PEMBA, Mozambique – "We took a lot of people out of vulnerable areas that were completely flooded. The water rose and destroyed many residential areas," said Captain Kleber Castro. "If the people there had not resisted, more than a hundred would have died."
Captain Castro commands the Brazilian military firefighters who have saved the lives of hundreds of people displaced by Cyclone Kenneth near the flooded city of Pemba in the northern part of the country, in conjuction with the Government of Mozambique and several UN agencies.
At least nine people have died and almost 200 have been reported injured since April 23, when Kenneth made landfall on Comoros before crossing into Mozambique, according to the latest UN situation report.
Kenneth has affected more than 168,000 people in Mozambique, including 42,000 people displaced by rain and floods in Nampula Province alone. It is estimated that more than 7,000 pregnant women are at risk of unsafe childbirth in affected areas.

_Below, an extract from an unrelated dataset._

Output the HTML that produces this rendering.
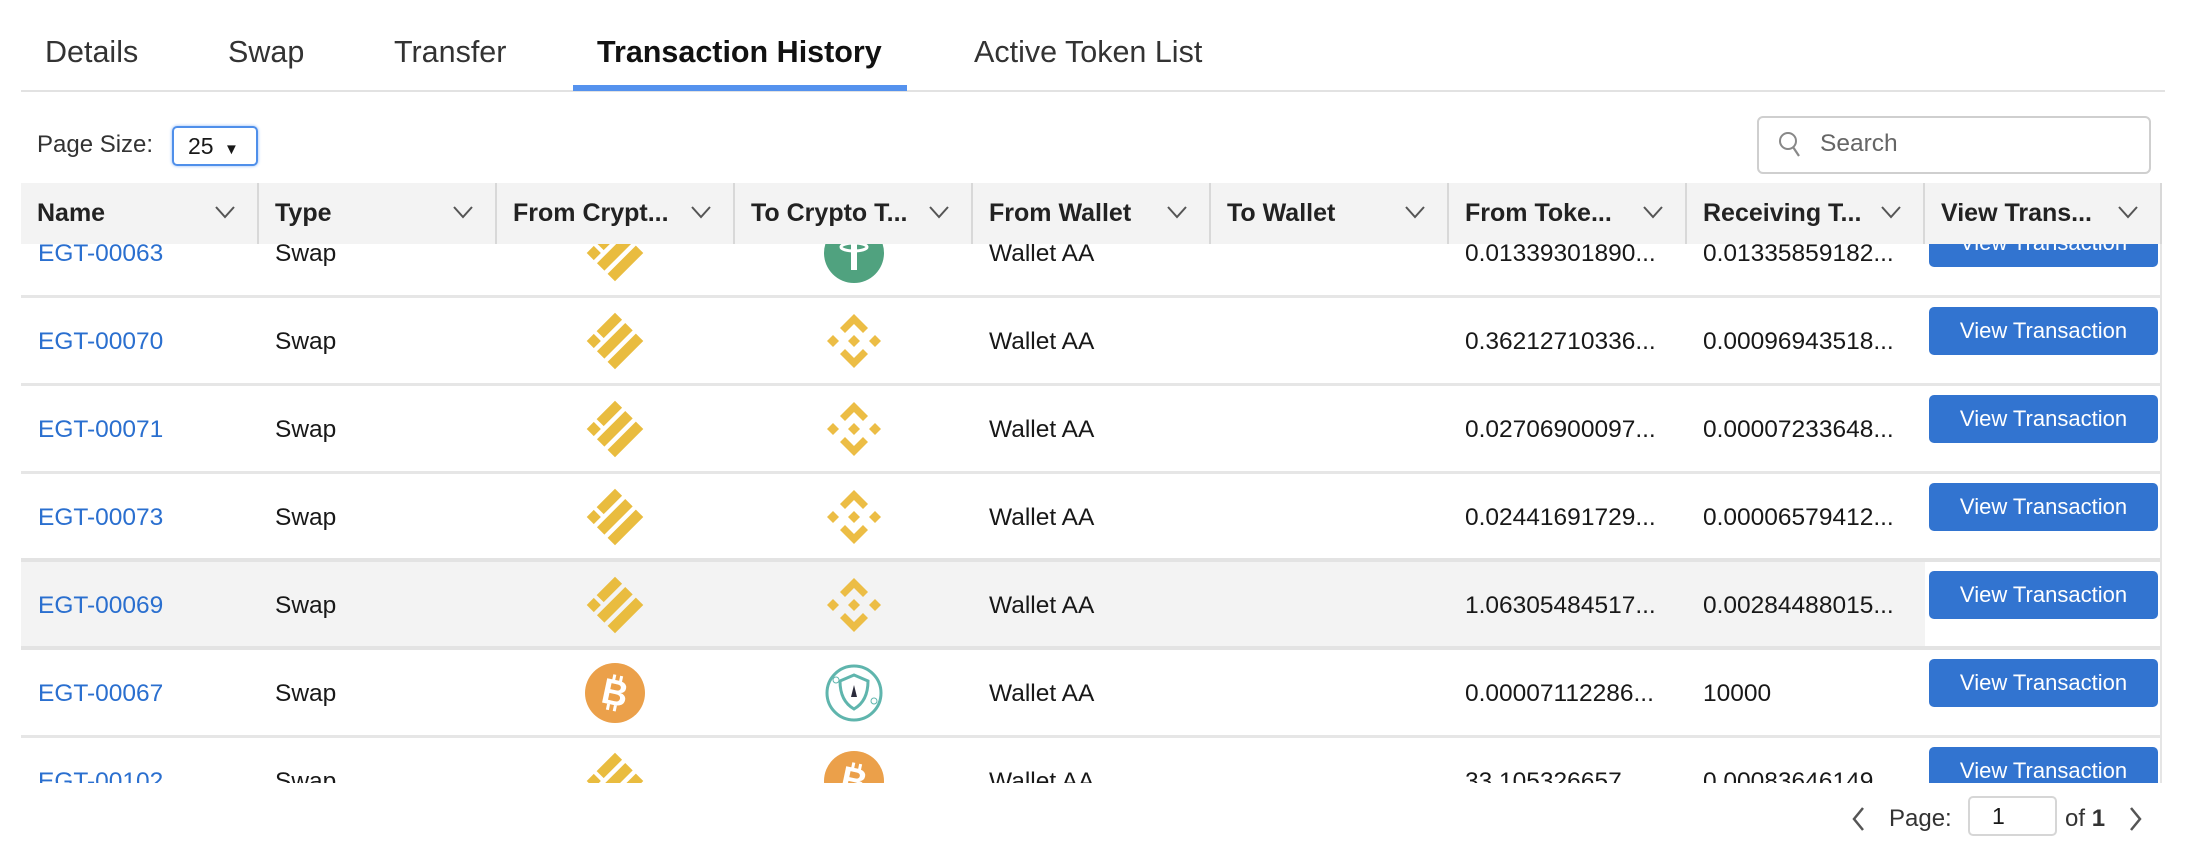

Kenneth is the second major tropical cyclone to hit Mozambique in just five weeks. The first, Cyclone Idai, caused more than more 1,000 deaths – including more than 600 in Mozambique – and also affected Malawi and Zimbabwe.
Saving lives
The firefighters have been in the area for a month. They were deployed by the Government of Brazil to assist UN agencies in the post-Idai search, rescue and recovery operations.
Ingo Piegeler, UNFPA's humanitarian coordinator in the area, said that UNFPA is contributing to the joint search and rescue operation in the field by stocking maternity kits to send them through local partners to health centers in Cabo Delgado Province, where Kenneth made landfall in Mozambique. UNFPA is also loading trucks with tents for clinics that provide women's sexual and reproductive health services, and planning to distribute dignity kits for affected women and girls.
Since the beginning of the response to Idai, UNFPA has distributed more than 4,000 dignity kits, set up clinics and services dedicated to prevent and combat gender-based violence in shelters, and trained activists and midwives to work in highly vulnerable situations, such as storm-battered Mozambique.
While the two cyclones have now passed, the country is still grappling with the destruction left behind by the two – almost consecutive – natural disasters. UN agencies are at the frontlines, and conditions are dire.
"Our main challenge is reaching the communities in these climatic conditions," said OCHA spokesman, Saviano Abreu, who was in Mahate, a neighborhood at risk of landslides. "With heavy rain, the operation is very complicated and we have to fight against time to save lives."